Lee and Hu have also studied the various lacquer pieces inscribed, like the present stand, with a finely carved and gilded Xuande reign mark over a partly effaced, thinly scratched Yongle mark. They believe that on lacquer Yongle marks were not added at the workshops but later in the reign, after the pieces were moved from Nanjing to the new capital, Beijing. This would explain why pieces from the Hongwu reign could also bear a Yongle reign mark, and why the calligraphy is less accomplished than one would expect from an imperial workshop. The exact reason why some Yongle-marked items are also inscribed with a Xuande reign mark is still unresolved. Lee and Hu have identified over thirty such pieces, several of which they have ascribed to the Hongwu period. It is possible that new lacquer pieces could simply not be provided quickly enough, when the new emperor ascended the throne, so that existing ones were re-attributed. Whereas the feeble Yongle mark seen on the present stand is characteristic of lacquer ware and is not inscribed in this way on other works of art, the magnificent Xuande mark follows the official style of writing also seen on other imperial artefacts and was probably devised by a court calligrapher.5
The number of pieces comparable to our stand is extremely small. Only two closely related seven-lobed bowl stands carved with seasonal flowers are preserved, one with Yongle reign mark in the Palace Museum, Beijing, published in Zhongguo qiqi quanji [Complete series on Chinese lacquer], Fuzhou, 1993-8, vol. 5, pl. 26 (fig. 1); the other without reign mark in the Seikadō Bunko Art Museum, Tokyo, included in the exhibition Carved Lacquer Tokugawa Art Museum, Nagoya, and Nezu Institute of Fine Arts, Tokyo, 1984, cat. no. 83 (fig. 2). Neither of the two stands bears the additional Xuande inscription.

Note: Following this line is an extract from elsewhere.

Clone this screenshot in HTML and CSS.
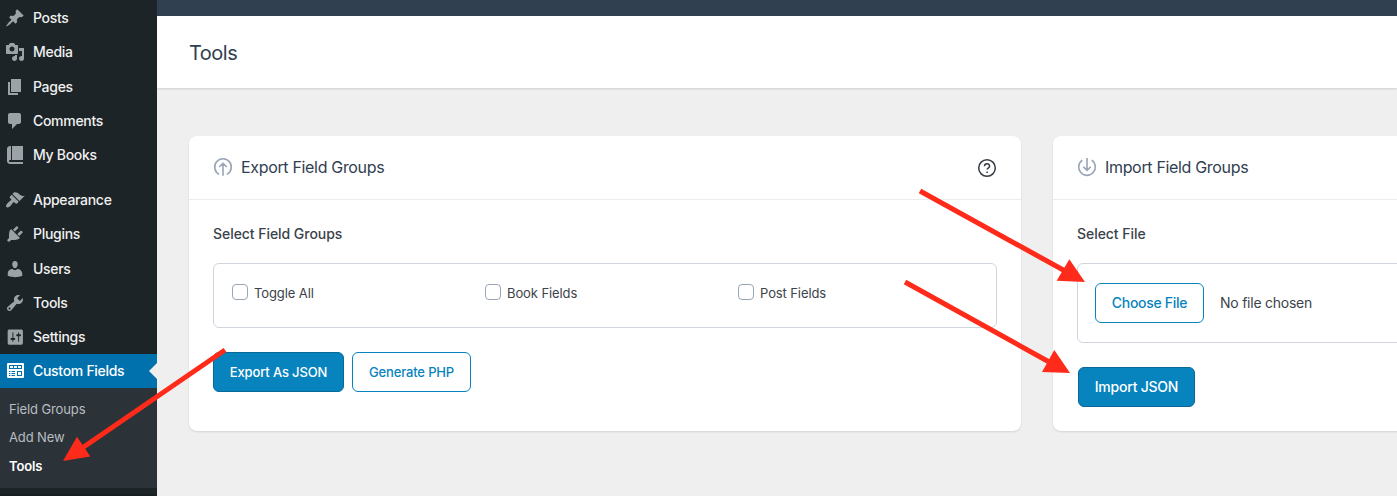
FILE: index.html
```html
<!DOCTYPE html>
<html lang="en">
<head>
<meta charset="utf-8">
<title>Tools</title>
<link rel="stylesheet" href="styles.css">
</head>
<body>
<div class="app">
  <nav class="sidebar">
    <ul class="menu">
      <li class="item"><svg class="icon" viewBox="0 0 20 20"><path d="M10.44 3.02l1.82-1.82 6.36 6.35-1.83 1.82c-1.05-.68-2.48-.57-3.41.36l-.75.75c-.92.93-1.04 2.35-.35 3.41l-1.83 1.82-2.41-2.41-2.8 2.79c-.42.42-3.38 2.71-3.8 2.29s1.86-3.39 2.28-3.81l2.79-2.79L4.1 9.36l1.83-1.82c1.05.69 2.48.57 3.4-.36l.75-.75c.93-.92 1.05-2.35.36-3.41z"/></svg><span>Posts</span></li>
      <li class="item"><svg class="icon" viewBox="0 0 20 20"><path d="M13 11V4c0-.55-.45-1-1-1h-1.67L9 1H5L3.67 3H2c-.55 0-1 .45-1 1v7c0 .55.45 1 1 1h10c.55 0 1-.45 1-1zM7 4.5c1.38 0 2.5 1.12 2.5 2.5S8.38 9.5 7 9.5 4.5 8.38 4.5 7 5.62 4.5 7 4.5zM14 6h5v10.5c0 1.38-1.12 2.5-2.5 2.5S14 17.88 14 16.5s1.12-2.5 2.5-2.5c.17 0 .34.02.5.05V9h-3V6zm-4 8.05V13h2v3.5c0 1.38-1.12 2.5-2.5 2.5S7 17.88 7 16.5 8.12 14 9.5 14c.17 0 .34.02.5.05z"/></svg><span>Media</span></li>
      <li class="item"><svg class="icon" viewBox="0 0 20 20"><path d="M6 15V2h10v13H6zm-1 1h8v2H3V5h2v11z"/></svg><span>Pages</span></li>
      <li class="item"><svg class="icon" viewBox="0 0 20 20"><path d="M5 2h9c1.1 0 2 .9 2 2v7c0 1.1-.9 2-2 2h-2l-5 5v-5H5c-1.1 0-2-.9-2-2V4c0-1.1.9-2 2-2z"/></svg><span>Comments</span></li>
      <li class="item"><svg class="icon" viewBox="0 0 20 20"><path d="M5 1h1v14H4.800c-.5 0-.8.400-.8.900s.3 1.100.8 1.100H18v2H5c-1.660 0-3-1.340-3-3V4c0-1.660 1.340-3 3-3zM7 1h11v14H7z"/></svg><span>My Books</span></li>
    </ul>
    <ul class="menu">
      <li class="item"><svg class="icon" viewBox="0 0 20 20"><path d="M14.48 11.06L7.41 3.99l1.5-1.5c.5-.56 2.3-.47 3.51.32 1.21.8 1.43 1.28 2.91 2.1 1.18.64 2.45 1.26 4.45.85zm-.71.71L6.7 4.7 4.93 6.47c-.39.39-.39 1.02 0 1.41l1.06 1.06c.39.39.39 1.03 0 1.42-.6.6-1.43 1.11-2.21 1.69-.35.26-.7.53-1.01.84C1.43 14.23.4 16.08 1.4 17.07c.99 1 2.84-.03 4.18-1.36.31-.31.58-.66.85-1.02.57-.78 1.08-1.61 1.69-2.21.39-.39 1.02-.39 1.41 0l1.06 1.06c.39.39 1.02.39 1.41 0z"/></svg><span>Appearance</span></li>
      <li class="item"><svg class="icon" viewBox="0 0 20 20"><path d="M13.11 4.36L9.87 7.6 8 5.73l3.24-3.24c.35-.34 1.05-.2 1.56.32.52.51.66 1.21.31 1.55zm-8 1.77l.91-1.12 9.01 9.01-1.19.84c-.71.71-2.63 1.16-3.82 1.16H6.14L4.9 17.26c-.59.59-1.54.59-2.12 0-.59-.58-.59-1.53 0-2.12l1.24-1.24v-3.88c0-1.13.4-3.19 1.09-3.89zm7.26 3.97l3.24-3.24c.34-.35 1.04-.21 1.55.31.52.51.66 1.21.31 1.55l-3.24 3.25z"/></svg><span>Plugins</span></li>
      <li class="item"><svg class="icon" viewBox="0 0 20 20"><path d="M10 9.25c-2.27 0-2.73-3.44-2.73-3.44C7 4.02 7.82 2 9.97 2c2.16 0 2.98 2.02 2.71 3.81 0 0-.41 3.44-2.68 3.44zm0 1.950L12.720 10c2.39 0 4.52 2.33 4.52 4.53v2.49s-3.65 1.13-7.24 1.13c-3.65 0-7.24-1.13-7.24-1.13v-2.49c0-2.25 1.94-4.48 4.47-4.48z"/></svg><span>Users</span></li>
      <li class="item"><svg class="icon" viewBox="0 0 20 20"><path d="M16.68 9.77c-1.34 1.34-3.3 1.67-4.95.99l-5.41 6.52c-.99.99-2.59.99-3.58 0s-.99-2.59 0-3.57l6.52-5.42c-.68-1.65-.35-3.61.99-4.95 1.28-1.28 3.12-1.62 4.72-1.06l-2.89 2.89 2.82 2.82 2.86-2.87c.53 1.58.18 3.39-1.08 4.65zM3.81 16.21c.4.39 1.04.39 1.43 0 .4-.4.4-1.04 0-1.43-.39-.4-1.03-.4-1.43 0-.39.39-.39 1.03 0 1.43z"/></svg><span>Tools</span></li>
      <li class="item"><svg class="icon" viewBox="-.8 -.6 21 21"><path d="M18 16V4c0-1.100-.4-2-1.500-2h-13C2.400 2 2 2.900 2 4v12c0 1.100.4 2 1.500 2h13c1.100 0 1.500-.9 1.500-2zM8 11h1c.55 0 1 .45 1 1s-.45 1-1 1H8v1.500c0 .28-.22.5-.5.5s-.5-.22-.5-.5V13H6c-.55 0-1-.45-1-1s.45-1 1-1h1V5.500c0-.28.22-.5.5-.5s.5.22.5.5V11zm5-2h-1c-.55 0-1-.45-1-1s.45-1 1-1h1V5.500c0-.28.22-.5.5-.5s.5.22.5.5V7h1c.55 0 1 .45 1 1s-.45 1-1 1h-1v5.500c0 .28-.22.5-.5.5s-.5-.22-.5-.5V9z"/></svg><span>Settings</span></li>
      <li class="item item-current"><svg class="icon" viewBox="0 0 20 20"><path fill-rule="evenodd" d="M3 2h15q1 0 1 1v13q0 1-1 1H3q-1 0-1-1V3q0-1 1-1zM4 4v4h13V4zM4 10v1h1.500v-1zM6.500 10v1H10v-1zM4 12v1h1.500v-1zM6.500 12v1H10v-1zM4 14v1h1.500v-1zM6.500 14v1H10v-1zM12 10v5h5v-5z"/><path d="M5 5h3v2H5zM9 5h3v2H9zM13 5h3v2h-3zM13 11h3v3h-3z"/></svg><span>Custom Fields</span></li>
    </ul>
    <ul class="submenu">
      <li>Field Groups</li>
      <li>Add New</li>
      <li class="sub-current">Tools</li>
    </ul>
    <div class="menu-end"></div>
  </nav>
  <main class="main">
    <div class="topbar"></div>
    <header class="page-head"><h1>Tools</h1></header>
    <div class="cards">
      <section class="card">
        <div class="card-head">
          <svg class="head-icon" viewBox="0 0 20 20"><path d="M6.200 17.400A8.300 8.300 0 1 1 13.800 17.400M10 18.800V6.500M6.300 10L10 6.300 13.700 10"/></svg>
          <h2>Export Field Groups</h2>
          <svg class="help" viewBox="0 0 20 20"><circle cx="10" cy="10" r="8.300"/><path d="M7.500 8.200C7.500 4.900 12.600 5 12.600 8c0 2-2.500 2.100-2.500 3.600M10.100 13.400v1.500"/></svg>
        </div>
        <div class="card-body">
          <h3>Select Field Groups</h3>
          <div class="box checks">
            <label><input type="checkbox"><span>Toggle All</span></label>
            <label><input type="checkbox"><span>Book Fields</span></label>
            <label><input type="checkbox"><span>Post Fields</span></label>
          </div>
          <div class="actions"><button class="btn btn-primary btn-export">Export As JSON</button><button class="btn btn-php">Generate PHP</button></div>
        </div>
      </section>
      <section class="card">
        <div class="card-head">
          <svg class="head-icon" viewBox="0 0 20 20"><path d="M5.300 3.200A8.300 8.300 0 1 0 14.700 3.200M10 1v12.300M6.300 9.700L10 13.400 13.700 9.700"/></svg>
          <h2>Import Field Groups</h2>
        </div>
        <div class="card-body">
          <h3>Select File</h3>
          <div class="box file"><button class="btn btn-file">Choose File</button><span class="file-name">No file chosen</span></div>
          <div class="actions actions-import"><button class="btn btn-primary btn-import">Import JSON</button></div>
        </div>
      </section>
    </div>
  </main>
</div>
<svg class="arrows" viewBox="0 0 1397 496">
  <path class="shaft" d="M920 191L1066 271.500M905 282L1051 363M225 350L80 449.500"/>
  <path class="tip" d="M1085 282L1069.300 259.300 1056.700 280.700zM1070 373L1054.300 350 1042 372zM63 461L77 436.700 90.300 456.500z"/>
</svg>
</body>
</html>
```

FILE: styles.css
```css
* { box-sizing: border-box; }
body { margin: 0; font-family: Inter, "Liberation Sans", sans-serif; background: #efefef; overflow: hidden; }
ul, h1, h2, h3 { margin: 0; padding: 0; list-style: none; }
.app { display: flex; height: 496px; overflow: hidden; }
.sidebar { width: 157px; flex: none; background: #1d2427; padding-top: 1.200px; display: flex; flex-direction: column; }
.menu + .menu { margin-top: 11px; }
.item { display: flex; align-items: center; height: 34.200px; padding-left: 5px; gap: 8px; color: #f0f0f1; font-size: 14px; font-weight: 500; letter-spacing: -.3px; line-height: 20px; }
.icon { width: 20px; height: 20px; fill: #9ca2a7; flex: none; }
.item-current { position: relative; height: 34px; background: #0071ad; color: #fff; }
.item-current::after { content: ""; position: absolute; right: 0; top: 9px; border: 8px solid transparent; border-left: 0; border-right-color: #efefef; }
.item-current .icon { fill: #fff; }
.submenu { background: #2c3338; height: 99.800px; padding: 6.800px 0 0 9px; color: #b9bdc1; font-size: 13px; letter-spacing: -.12px; line-height: 28.500px; }
.sub-current { color: #fff; font-weight: 600; }
.menu-end { margin-top: 6px; flex: 1; background: #181e21; }
.main { flex: 1; min-width: 0; overflow: hidden; }
.topbar { height: 16px; background: #304051; }
.page-head { height: 72px; background: #fff; padding: 23px 32px; box-shadow: 0 1px 2px rgba(16,24,40,.15); }
h1 { font-size: 20px; line-height: 28px; font-weight: 400; letter-spacing: -.5px; color: #304051; }
.cards { display: flex; gap: 32px; padding: 48px 0 0 32px; align-items: flex-start; }
.card { flex: none; width: 832px; height: 295px; background: #fff; border-radius: 8px; box-shadow: 0 1px 2px rgba(16,24,40,.12); }
.card-head { height: 64px; border-bottom: 1px solid #eaecf0; display: flex; align-items: center; padding: 0 24px; }
.head-icon { width: 20px; height: 20px; margin: 0 8px 2px 0; fill: none; stroke: #98a5b6; stroke-width: 1.600; }
h2 { font-size: 16px; line-height: 24px; font-weight: 400; letter-spacing: -.33px; color: #304051; flex: 1; margin-bottom: 2px; }
.help { width: 20px; height: 20px; fill: none; stroke: #343c44; stroke-width: 1.500; }
.card-body { padding: 23px 24px 24px; }
h3 { font-size: 14px; line-height: 22px; font-weight: 500; letter-spacing: -.05px; color: #3a424a; }
.box { border: 1px solid #d0d5dd; border-radius: 6px; margin-top: 18px; }
.checks { height: 65px; display: grid; grid-template-columns: repeat(3, 253px); padding: 20px 18px; }
.checks label { display: flex; height: 18px; gap: 6px; font-size: 13px; letter-spacing: -.1px; line-height: 18px; color: #3c434a; }
.checks input { appearance: none; width: 16px; height: 16px; margin: 0; border: 1px solid #98a6b8; border-radius: 4px; background: #fff; }
.actions { display: flex; gap: 8px; margin-top: 24px; }
.btn { height: 40px; padding: 0; border: 1px solid #0783be; border-radius: 6px; background: #fff; color: #0783be; font: 500 13px/20px Inter, "Liberation Sans", sans-serif; letter-spacing: -.15px; white-space: nowrap; }
.btn-primary { background: #0783be; border-color: #066998; color: #fff; }
.btn-export { width: 131px; }
.btn-php { width: 119px; }
.file { height: 80px; padding: 0 17px; display: flex; align-items: center; gap: 16px; font-size: 14px; letter-spacing: -.24px; color: #3c434a; }
.file-name { margin-bottom: 2px; }
.btn-file { width: 109px; font-size: 14px; letter-spacing: -.3px; }
.actions-import { padding-left: 1px; }
.btn-import { width: 117px; font-size: 14px; letter-spacing: -.22px; }
.arrows { position: absolute; left: 0; top: 0; width: 1397px; height: 496px; pointer-events: none; }
.shaft { stroke: #ff2b1a; stroke-width: 5; fill: none; }
.tip { fill: #ff2b1a; }
```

Four other related pieces are known, all apparently of the less eccentric and less complicated six-lobed form, which could indicate a slightly later, i.e. Yongle rather than Hongwu, date: a Yongle-marked piece probably from a private Japanese collection published in Tōyō no shikkōgei/Oriental Lacquer Arts, Tokyo National Museum, 1977, cat. no. 508; another stand with Yongle mark included in the exhibition Masterpieces of Chinese Lacquer from the Mike Healy Collection, Honolulu Academy of Arts, 2002, cat. no. 27; an unmarked stand in the Tokyo National Museum, illustrated in Hirota Collection. Gift of Mr. Hirota Matsushige, Tokyo National Museum, Tokyo, 1973, cat. no. 297; and one from the collection of Sir Harry and Lady Garner in the Victoria & Albert Museum, London, published in Sir Harry Garner, Chinese Lacquer, London, 1979, pl. 33. Another Yongle-marked stand carved with seasonal flowers, but probably five-lobed, is illustrated in Lee Yu-kuan, Oriental Lacquer Art, Tokyo, 1972, pl. 107.
1 E.g. Regina Krahl and Brian Morgan, From Innovation to Conformity. Chinese Lacquer from the 13th to 16th Centuries, Bluett & Sons, London, 1989, cat. no. 1.
2 Lee King-tsi and Hu Shih-chang, ‘Carved Lacquer of the Hongwu Period’, Oriental Art, vol. 47, no. 1, 2001, pp. 10-20, reprinted in Layered Beauty. The Baoyizhai Collection of Chinese Lacquer, Art Museum, Institute of Chinese Studies, The Chinese University of Hong Kong, Hong Kong, 2010, pp. 171-82.
3 Lee King-tsi and Hu Shih-chang, ‘Further Observations on Carved Lacquer of the Hongwu Period’, Oriental Art, vol. 55, no. 3, 2005-6, pp. 41-7; reprinted in Layered Beauty, op.cit., pp. 183-90.
4 Layered Beauty, op.cit., p. 185.
5 Liu Xinyuan, 'Imperial Porcelain of the Yongle and Xuande Periods Excavated from the Site of the Ming Imperial Factory at Jingdezhen', Imperial Porcelain of the Yongle and Xuande Periods Excavated from the Site of the Ming Imperial Factory at Jingdezhen, Hong Kong Museum of Art, Hong Kong, 1989, pp. 74-5.